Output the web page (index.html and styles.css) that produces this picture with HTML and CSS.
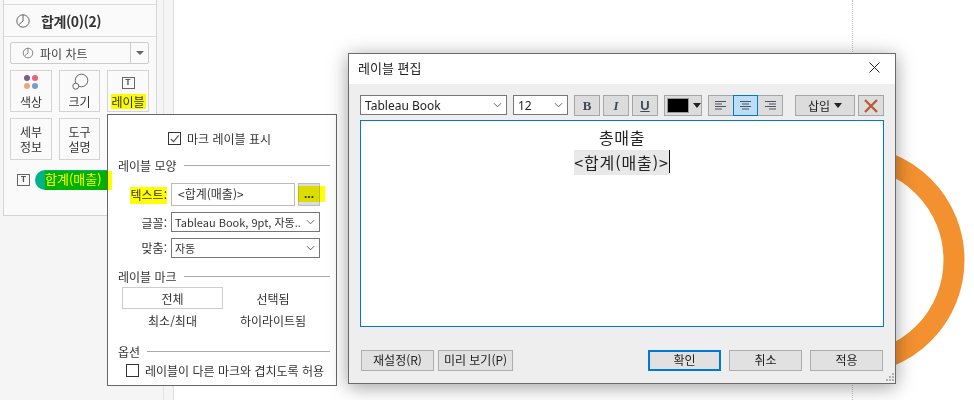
FILE: index.html
```html
<!DOCTYPE html>
<html lang="ko">
<head>
<meta charset="utf-8">
<title>레이블 편집</title>
<link rel="stylesheet" href="styles.css">
</head>
<body>
<div class="stage">
  <aside class="panel">
    <div class="panel-cap"></div>
    <div class="shelf-title">
      <svg class="pie-big" viewBox="0 0 14 14"><circle cx="7" cy="7" r="6.2"/><path d="M7 .8V7L3 10.5"/></svg>
      <span>합계(0)(2)</span>
    </div>
    <div class="panel-body">
      <div class="mark-type">
        <span class="mark-type-main">
          <svg class="pie-small" viewBox="0 0 12 12"><circle cx="6" cy="6" r="4.8"/><path d="M6 1.2V6L3 8.5"/></svg>
          파이 차트
        </span>
        <span class="mark-type-arrow"><i class="tri"></i></span>
      </div>
      <div class="mark-cards">
        <div class="card">
          <svg class="card-icon" viewBox="0 0 18 18"><circle cx="5" cy="5" r="3" fill="#7a5c97"/><circle cx="13" cy="5" r="3" fill="#e8646f"/><circle cx="5" cy="13" r="3" fill="#f0a478"/><circle cx="13" cy="13" r="3" fill="#6f9fd0"/></svg>
          <span>색상</span>
        </div>
        <div class="card">
          <svg class="card-icon" viewBox="0 0 18 18"><circle cx="10.5" cy="7.5" r="6.3" fill="none" stroke="#666"/><circle cx="4.8" cy="13.2" r="3" fill="#fafafa" stroke="#666"/></svg>
          <span>크기</span>
        </div>
        <div class="card">
          <span class="t-box">T</span>
          <span>레이블</span>
        </div>
        <div class="card card-text"><span class="line">세부</span><span class="line">정보</span></div>
        <div class="card card-text"><span class="line">도구</span><span class="line">설명</span></div>
      </div>
      <div class="pill-row">
        <span class="t-box">T</span>
        <span class="pill">합계(매출)</span>
      </div>
    </div>
  </aside>
  <div class="gutter"></div>
  <main class="canvas">
    <i class="dots"></i>
  </main>

  <svg class="ring" viewBox="0 0 232 232"><circle cx="116" cy="116" r="104" fill="none" stroke="#f39130" stroke-width="21"/></svg>

  <section class="popup">
    <label class="check-row check-center"><i class="check on"><svg viewBox="0 0 12 12"><path d="M2 6.5 5 9.5 10.5 2.5"/></svg></i>마크 레이블 표시</label>
    <div class="sec sec-first"><span>레이블 모양</span><i></i></div>
    <div class="form">
      <span class="flabel">텍스트:</span>
      <div class="text-row"><span class="field">&lt;합계(매출)&gt;</span><span class="more">...</span></div>
      <span class="flabel">글꼴:</span>
      <div class="select"><span>Tableau Book, 9pt, 자동..</span><svg viewBox="0 0 10 6"><path d="M1 1 5 5 9 1"/></svg></div>
      <span class="flabel">맞춤:</span>
      <div class="select"><span>자동</span><svg viewBox="0 0 10 6"><path d="M1 1 5 5 9 1"/></svg></div>
    </div>
    <div class="sec sec-mark"><span>레이블 마크</span><i></i></div>
    <div class="mark-grid">
      <span class="opt opt-on">전체</span>
      <span class="opt">선택됨</span>
      <span class="opt">최소/최대</span>
      <span class="opt">하이라이트됨</span>
    </div>
    <div class="sec sec-opt"><span>옵션</span><i></i></div>
    <label class="check-row check-left"><i class="check"></i>레이블이 다른 마크와 겹치도록 허용</label>
  </section>

  <section class="dialog">
    <header class="dlg-title">
      <span>레이블 편집</span>
      <svg class="dlg-close" viewBox="0 0 11 11"><path d="M.5.5 10.5 10.5M10.5.5.5 10.5"/></svg>
    </header>
    <div class="toolbar">
      <div class="select tb-font"><span>Tableau Book</span><svg viewBox="0 0 10 6"><path d="M1 1 5 5 9 1"/></svg></div>
      <div class="select tb-size"><span>12</span><svg viewBox="0 0 10 6"><path d="M1 1 5 5 9 1"/></svg></div>
      <div class="tb-group">
        <span class="tb-btn tb-b">B</span>
        <span class="tb-btn tb-i">I</span>
        <span class="tb-btn tb-u">U</span>
      </div>
      <span class="tb-color"><i class="swatch"></i><i class="tri tri-dark"></i></span>
      <div class="tb-align">
        <span class="al"><svg viewBox="0 0 11 9"><path d="M0 .5H11M0 3H7M0 5.5H11M0 8H7"/></svg></span>
        <span class="al al-on"><svg viewBox="0 0 11 9"><path d="M0 .5H11M2 3H9M0 5.5H11M2 8H9"/></svg></span>
        <span class="al"><svg viewBox="0 0 11 9"><path d="M0 .5H11M4 3H11M0 5.5H11M4 8H11"/></svg></span>
      </div>
      <span class="tb-insert">삽입<i class="tri tri-dark"></i></span>
      <span class="tb-del"><svg viewBox="0 0 14 14"><path d="M1 1 13 13M13 1 1 13"/></svg></span>
    </div>
    <div class="editor">
      <p class="ed-title">총매출</p>
      <p><span class="token">&lt;합계(매출)&gt;</span><i class="caret"></i></p>
    </div>
    <footer class="dlg-foot">
      <span class="btn btn-reset">재설정(R)</span>
      <span class="btn btn-preview">미리 보기(P)</span>
      <span class="btn btn-ok">확인</span>
      <span class="btn">취소</span>
      <span class="btn">적용</span>
    </footer>
    <svg class="grip" viewBox="0 0 9 9"><path d="M7 0h2v2H7zM4 3h2v2H4zM7 3h2v2H7zM1 6h2v2H1zM4 6h2v2H4zM7 6h2v2H7z"/></svg>
  </section>

  <i class="hl hl-label"></i>
  <i class="hl hl-pill"></i>
  <i class="hl hl-text"></i>
  <i class="hl hl-more"></i>
</div>
</body>
</html>
```
FILE: styles.css
```css
* { box-sizing: border-box; }
html, body { margin: 0; padding: 0; }
body {
  width: 974px;
  height: 400px;
  overflow: hidden;
  font-family: "Noto Sans CJK KR", "Noto Sans", sans-serif;
  font-size: 12px;
  color: #222;
}
i { display: block; font-style: normal; }

.stage {
  position: relative;
  display: flex;
  width: 974px;
  height: 400px;
  padding-left: 3px;
  background: #f5f5f5;
  overflow: hidden;
}

/* left panel */
.panel {
  flex: none;
  align-self: flex-start;
  width: 154px;
  height: 216px;
  border: 1px solid #d4d4d4;
  border-top: 0;
  background: #fafafa;
}
.panel-cap { height: 5px; border-bottom: 1px solid #dcdcdc; }
.shelf-title {
  display: flex;
  align-items: center;
  height: 32px;
  padding-left: 12px;
  border-bottom: 1px solid #dcdcdc;
  font-size: 14px;
  font-weight: 700;
  letter-spacing: -.4px;
  color: #333;
}
.pie-big { width: 14px; height: 14px; margin-right: 11px; fill: none; stroke: #666; stroke-width: 1; }
.panel-body { padding: 5px 7px 0 6px; }
.mark-type {
  display: flex;
  height: 22px;
  border: 1px solid #ccc;
  border-radius: 2px;
  color: #444;
}
.mark-type-main { flex: 1; display: flex; align-items: center; padding-left: 11px; gap: 6px; }
.pie-small { width: 12px; height: 12px; fill: none; stroke: #888; stroke-width: 1; }
.mark-type-arrow { flex: none; width: 18px; display: flex; align-items: center; justify-content: center; border-left: 1px solid #ccc; }
.tri { width: 0; height: 0; border: 4px solid transparent; border-top: 4px solid #666; border-bottom: 0; }
.tri-dark { border-top-color: #222; border-width: 5px 4px 0; }
.mark-cards {
  display: grid;
  grid-template-columns: 42px 41px 42px;
  grid-auto-rows: 42px;
  gap: 6px 7px;
  margin-top: 6px;
}
.card {
  display: flex;
  flex-direction: column;
  align-items: center;
  justify-content: flex-end;
  padding-bottom: 1px;
  border: 1px solid #d4d4d4;
  color: #333;
  line-height: 16px;
}
.card-icon { width: 18px; height: 18px; margin-bottom: 3px; }
.card .t-box { margin-bottom: 5px; }
.card-text { justify-content: center; padding-bottom: 0; }
.line { display: block; height: 15px; line-height: 15px; }
.t-box {
  display: flex;
  align-items: center;
  justify-content: center;
  width: 13px;
  height: 12px;
  border: 1px solid #666;
  font: bold 9px/1 "Liberation Mono", monospace;
  color: #555;
}
.pill-row { display: flex; align-items: center; gap: 5px; height: 20px; margin-top: 10px; padding-left: 7px; }
.pill {
  display: block;
  width: 90px;
  height: 20px;
  padding-left: 10px;
  border-radius: 10px 0 0 10px;
  background: #00b18a;
  color: #fff;
  font-size: 13px;
  line-height: 17px;
}

.gutter { flex: none; width: 10px; margin-left: 6px; border-left: 1px solid #e4e4e4; background: #f5f5f5; }
.canvas { position: relative; flex: 1; background: #fff; border-left: 1px solid #dedede; }
.dots { position: absolute; left: 678px; top: 0; bottom: 0; border-left: 1px dotted #c4c4c4; }
.ring { position: absolute; left: 734px; top: 144px; width: 232px; height: 232px; }

/* floating label popup */
.popup {
  position: absolute;
  left: 107px;
  top: 114px;
  width: 230px;
  height: 272px;
  border: 1px solid #666;
  background: #fff;
  color: #333;
  font-size: 12px;
}
.check-row { display: flex; align-items: center; gap: 6px; height: 13px; }
.check-center { justify-content: center; margin-top: 17px; padding-right: 5px; }
.check-left { margin-top: 6px; padding-left: 18px; white-space: nowrap; }
.check { flex: none; width: 13px; height: 13px; border: 1px solid #333; }
.check svg { display: block; width: 11px; height: 11px; fill: none; stroke: #555; stroke-width: 1.3; }
.sec { display: flex; align-items: center; gap: 7px; height: 14px; padding: 0 6px 0 10px; }
.sec i { flex: 1; border-top: 1px solid #aaa; }
.sec-first { margin-top: 13px; }
.sec-mark { margin-top: 11px; }
.sec-opt { margin-top: 12px; }
.form {
  display: grid;
  grid-template-columns: 59px 149px;
  grid-template-rows: 23px 20px 20px;
  gap: 6px 4px;
  align-items: center;
  margin-top: 11px;
}
.form > :nth-child(n+5) { margin-top: -1px; }
.flabel { text-align: right; }
.text-row { display: flex; gap: 3px; height: 23px; }
.field { flex: none; width: 124px; padding-left: 6px; border: 1px solid #bbb; line-height: 20px; }
.more { flex: none; width: 22px; background: #dcdcdc; border: 1px solid #bdbdbd; text-align: center; line-height: 21px; font-family: "Liberation Sans", sans-serif; font-weight: bold; }
.select {
  display: flex;
  align-items: center;
  justify-content: space-between;
  height: 20px;
  padding: 0 4px 0 3px;
  border: 1px solid #777;
  background: #fff;
  font-size: 11px;
  white-space: nowrap;
  overflow: hidden;
}
.select svg { flex: none; width: 9px; height: 6px; fill: none; stroke: #555; stroke-width: 1; }
.mark-grid { display: grid; grid-template-columns: 101px 100px; grid-auto-rows: 22px; margin-top: 4px; margin-left: 14px; }
.opt { display: flex; align-items: center; justify-content: center; }
.opt-on { border: 1px solid #ccc; }
.sec-opt { margin-top: 13px; }

/* edit label dialog */
.dialog {
  position: absolute;
  left: 348px;
  top: 53px;
  display: flex;
  flex-direction: column;
  width: 548px;
  height: 331px;
  border: 1px solid #6b6b6b;
  background: #eee;
  box-shadow: 0 3px 18px rgba(0, 0, 0, .38);
  color: #222;
}
.dlg-title {
  display: flex;
  align-items: center;
  justify-content: space-between;
  height: 30px;
  padding: 0 15px 3px 9px;
  background: #fff;
  font-size: 13px;
}
.dlg-close { width: 11px; height: 11px; fill: none; stroke: #222; stroke-width: 1; }
.toolbar { display: flex; height: 21px; margin: 11px 11px 0; }
.toolbar .select { font-family: "Noto Sans", sans-serif; font-size: 12px; padding-left: 4px; }
.tb-font { width: 147px; }
.tb-size { width: 55px; margin-left: 6px; }
.tb-group { display: flex; gap: 3px; margin-left: 6px; }
.tb-btn, .tb-del, .tb-color, .tb-insert, .tb-align { border: 1px solid #a6a6a6; background: #dcdcdc; }
.tb-btn { width: 26px; text-align: center; font: bold 13px/19px "Liberation Serif", serif; color: #3f4958; }
.tb-i { font-style: italic; }
.tb-u { text-decoration: underline; font-family: "Liberation Sans", sans-serif; }
.tb-color { display: flex; align-items: center; gap: 4px; width: 38px; margin-left: 6px; padding-left: 2px; }
.swatch { width: 23px; height: 15px; background: #000; border: 1px solid #999; }
.tb-align { display: flex; width: 75px; margin-left: 6px; }
.al { flex: 1; display: flex; align-items: center; justify-content: center; }
.al svg { width: 11px; height: 9px; fill: none; stroke: #4a5463; stroke-width: 1; }
.al-on { margin: -1px 0; background: #bddcf5; border: 1px solid #0078d7; }
.tb-insert { display: flex; align-items: center; justify-content: center; gap: 4px; width: 60px; margin-left: 12px; }
.tb-del { display: flex; align-items: center; justify-content: center; width: 26px; margin-left: 3px; }
.tb-del svg { width: 14px; height: 14px; fill: none; stroke: #bb5a3a; stroke-width: 2.4; }
.editor {
  height: 207px;
  margin: 4px 11px 0;
  padding-top: 4px;
  border: 1px solid #0078d7;
  background: #fff;
  font-size: 16px;
  line-height: 25px;
  text-align: center;
  color: #222;
}
.editor p { display: flex; justify-content: center; height: 25px; margin: 0; }
.ed-title { letter-spacing: .6px; }
.token { background: #e8e8e8; letter-spacing: .9px; }
.caret { width: 1px; height: 23px; background: #111; }
.dlg-foot { display: flex; gap: 8px; height: 21px; margin-top: 23px; padding: 0 12px; }
.btn {
  width: 73px;
  height: 21px;
  border: 1px solid #adadad;
  background: #e1e1e1;
  text-align: center;
  line-height: 18px;
  color: #222;
}
.btn-reset { margin-right: -4px; }
.btn-preview { width: 75px; margin-right: auto; }
.btn-ok { border: 2px solid #0078d7; line-height: 16px; }
.grip { position: absolute; right: 1px; bottom: 1px; width: 9px; height: 9px; fill: #b0b0b0; }

/* yellow highlighter marks laid over the screenshot */
.hl { position: absolute; background: #ff0; mix-blend-mode: multiply; }
.hl-label { left: 111px; top: 94px; width: 35px; height: 15px; }
.hl-pill { left: 45px; top: 171px; width: 67px; height: 19px; }
.hl-text { left: 130px; top: 187px; width: 37px; height: 17px; }
.hl-more { left: 298px; top: 186px; width: 27px; height: 16px; }
```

..........

◆ Exercise prompt ◆
Each line in the listing above that contains "styles" should be copied.

◆ Written response ◆
Output the web page (index.html and styles.css) that produces this picture with HTML and CSS.
<link rel="stylesheet" href="styles.css">
FILE: styles.css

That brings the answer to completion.